Now, my problem is when I accidentally do something and drag a Firefox tab somewhere and it spawns it’s own window. Then what do you do? I don’t know how I did it and so far I haven’t figured out a why to put it back. The only thing I can to is copy the address, close the window and paste the address in a new tab. It’s not the end of the world but that’s annoying.

Also, FTR, in both these cases, when you pick something up with your mouse, or if you’ve noticed you’ve accidentally grabbed something with your mouse, push ESC before letting go. That will put it back where it belongs without dropping it in some weird place. No newly spawned windows. No text getting dropped into random spots etc.

You can drag images onto the desktop to save them. (I’ve done that accidentally before now and wonder where the hell a picture had come from!) Or drag them into an image-editing program, for instance.

Just drag the tab from the newly spawned window back to the tab bar on the original window. It should drop in where you put it and the new window will close.

Yes, you drag a tab out of the tab bar to create a new window, and drag the title bar of the window onto the tab bar to put it back.

Why annoying? It’s not like it’s going to interfere with anything else you do. If you don’t click & drag, you’ll never even know it’s there, and why else would you click & drag?

I do it by accident from time to time. Like I mentioned earlier with my Firefox window spawning issue. It’s easy to do with a laptop and a trackpad. All you have to do is move your hand over the pad and you can drag something somewhere.

But, like I said, if you can catch yourself, just hit escape before you let go.

It’s not just a web browser feature, but a standard feature in quite a few programs. It’s just that there are still some hold outs. And you have to have the feature for it to work. For example, you can’t drag text into Notepad because you can’t drag text from Notepad. You can, on the other hand,
drag text into Wordpad, because Wordpad does support text dragging.

Honestly, I think of Notepad as the main holdout for this feature.

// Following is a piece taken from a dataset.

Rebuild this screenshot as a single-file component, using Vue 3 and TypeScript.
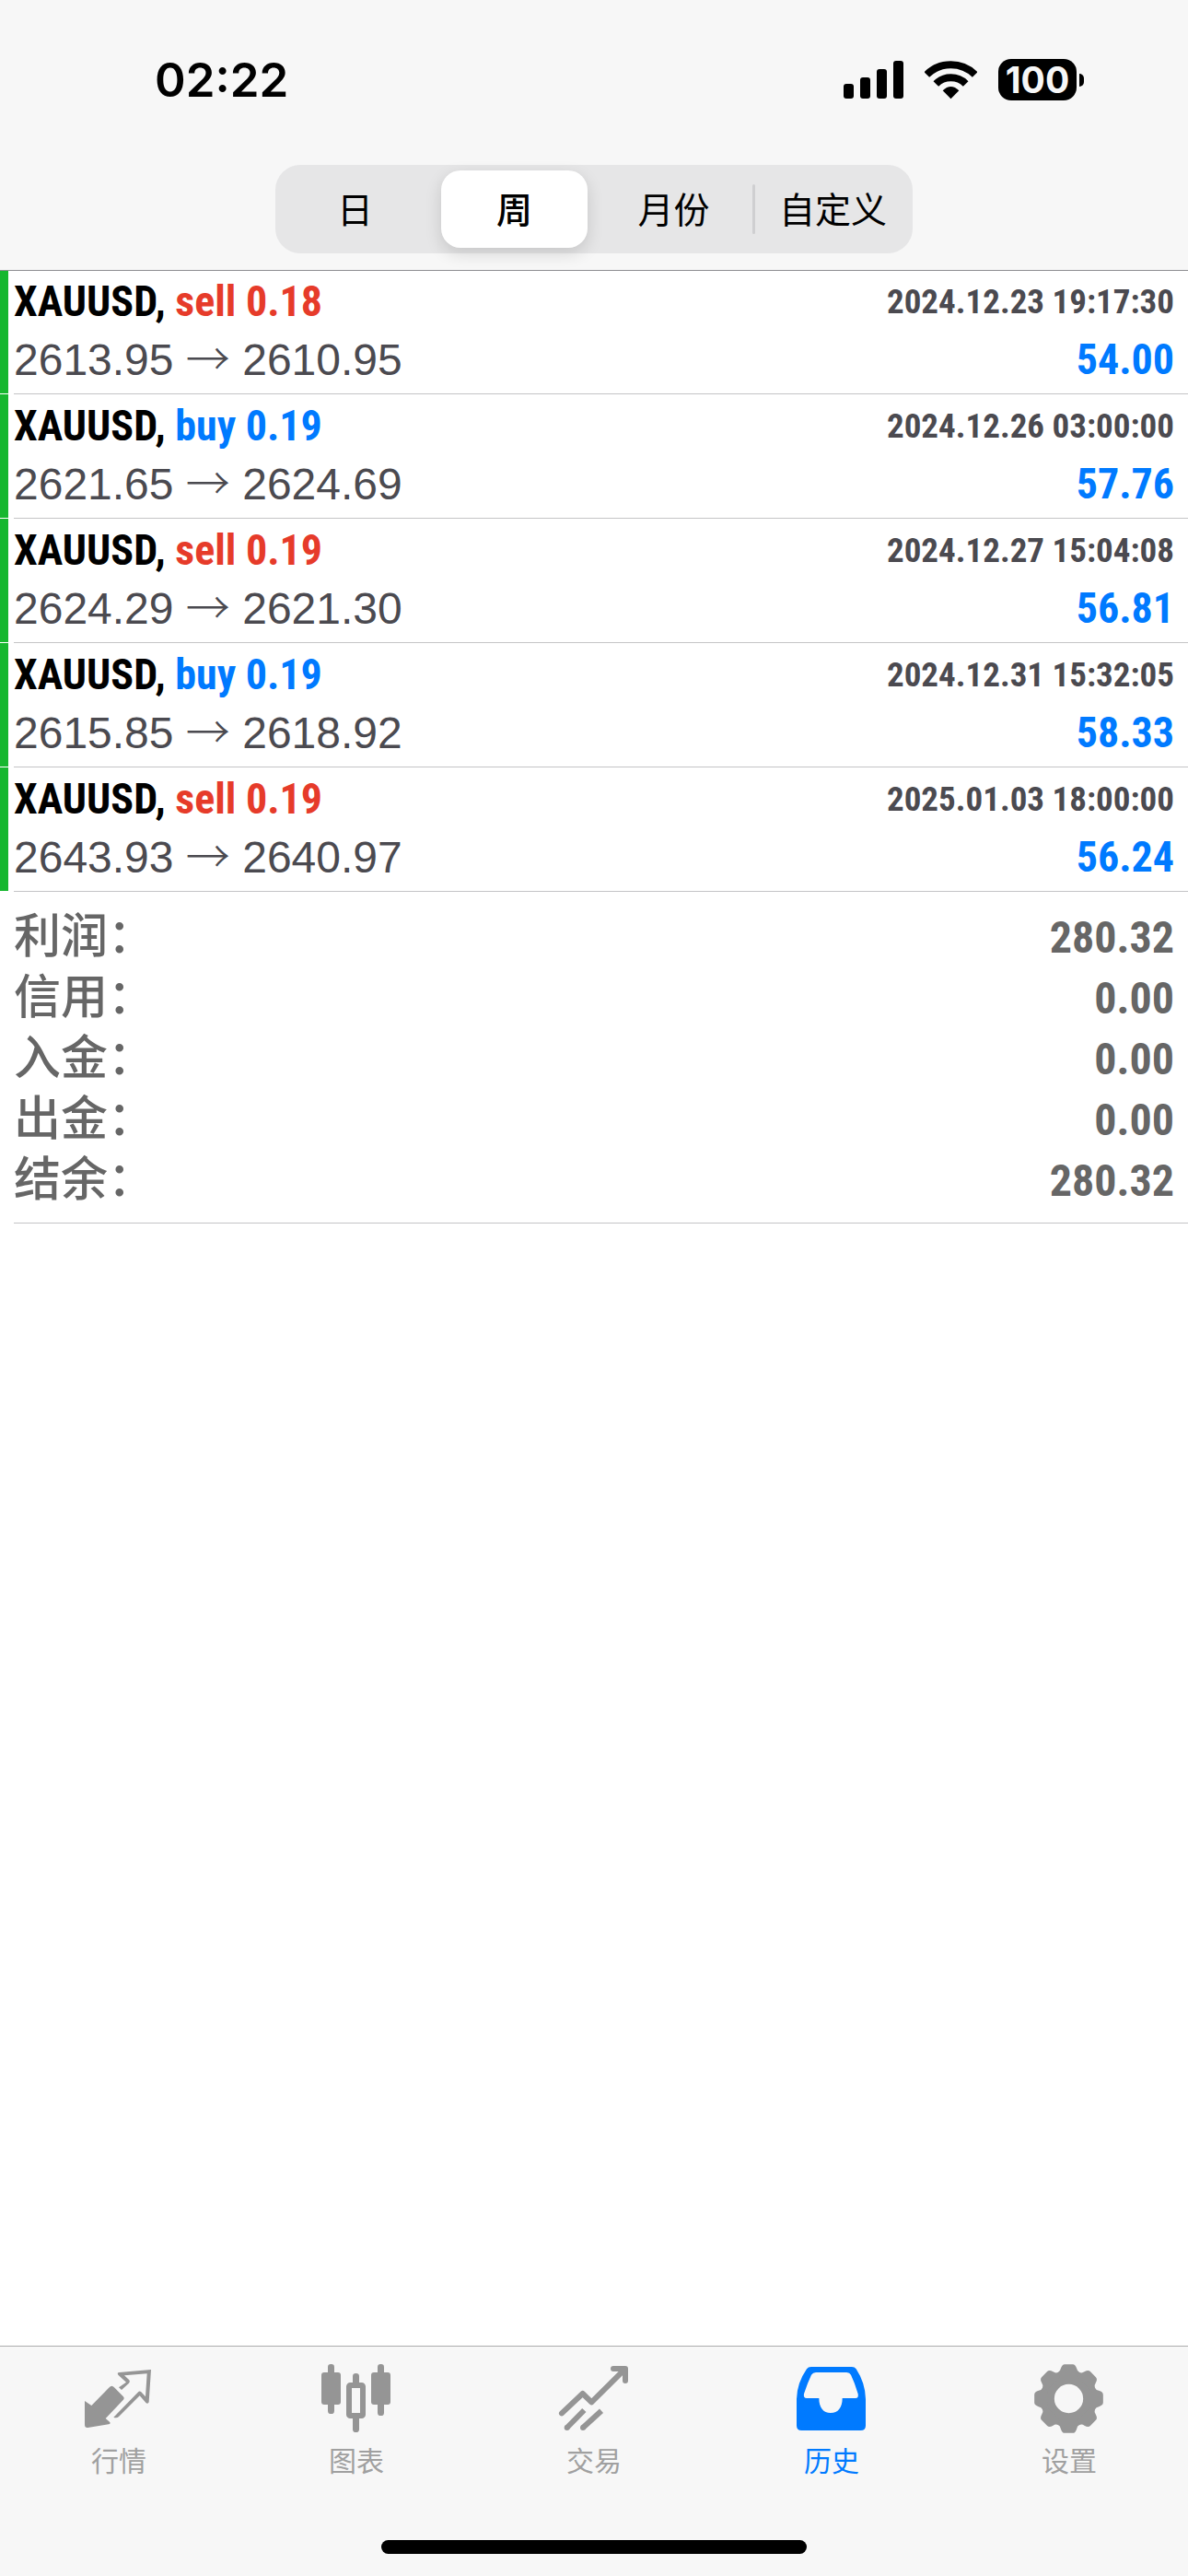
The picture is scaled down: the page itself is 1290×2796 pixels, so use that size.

You can also point to anything that has a link behind it, and drag that to you desktop, and it will put the link there. Later, you can click on that link on your desktop to open a browser window there.

There might be some ambiguity here. If you point to an image that has a link behind it, and drag that to your desktop, what do you get. Answer: In my system at least, you get a link.

Example: Point to “The Straight Dope” banner at top of this page; drag to desktop. You get a link to SDMB. But: Point to “Fighting Ignorance Since 1973” (which is a separate image without a link behind it), and drag that to desktop. This time, you just get a copy of the .dif on your desktop.

Note also, if you highlight something (image, text, whatever) and then right-click on it, the context menu may have some different options on it than if you right-clicked without highlighting. Windows and all the other similar mouse-and-GUI systems make a game of letting you discover all those things.

Some of this could be system-dependent. I am using old versions of Ubuntu Linux, Gnome, and Firefox.

ETA: Note also that dragging-and-dropping will sometimes MOVE something from one place to another (so, if you did it by accident, you have to figure out how to move it back), or sometimes will COPY something from one place to another. In the latter case, if you didn’t mean it, just delete it or close the window or otherwise just undo whatever it did.

Some other things you can drag around in Firefox (and probably other browsers).

– Suppose you have several sites open in one window but separate tabs. Point to the title of any tab (in the tab at the top of the window). Drag that down into the window. It will open that in a new separate window (and remove it from the window with all the tabs where it previously was).

– If you have several tabs open in one window, you can rearrange them by dragging the tab left or right and dropping it between other tabs right where you want it.

ETA: I also just dragged a block of highlighted text from this thread into a gedit window and dropped it there. That worked.

So, in direct answer to njtt’s OP: There are all kinds of things you can drag, and all kinds of places you can drop them, and various kinds of cases where that does or doesn’t do something, and cases where it might even do something useful.

Something more:

If you’re looking at a web page or something similar, everything there, or nearly so, is defined in the HTML by being enclosed in a [noparse]<whatever-tag> . . . . . </whatever-tag>[/noparse] (and these blocks of whatevers can be nested inside one another). But wait, there’s more: Every thus-marked area of displayed whatever on your screen also becomes something you can right-click on (which various menus appearing depending on what it is), and is also potentially something you can drag. The browser will let you drag just about anything, because it can’t know if such dragging is permitted or makes any sense until you try to drop it somewhere. Only then can it be determined if that kind of object can be dropped into that kind of place, and with what result.

As noted above, this whole feature of dragging and dropping is not only a browser thing; it works generally through your whole operating system and any programs running within it.

You could even drag things from one virtual machine to another, or from one place to another across a network.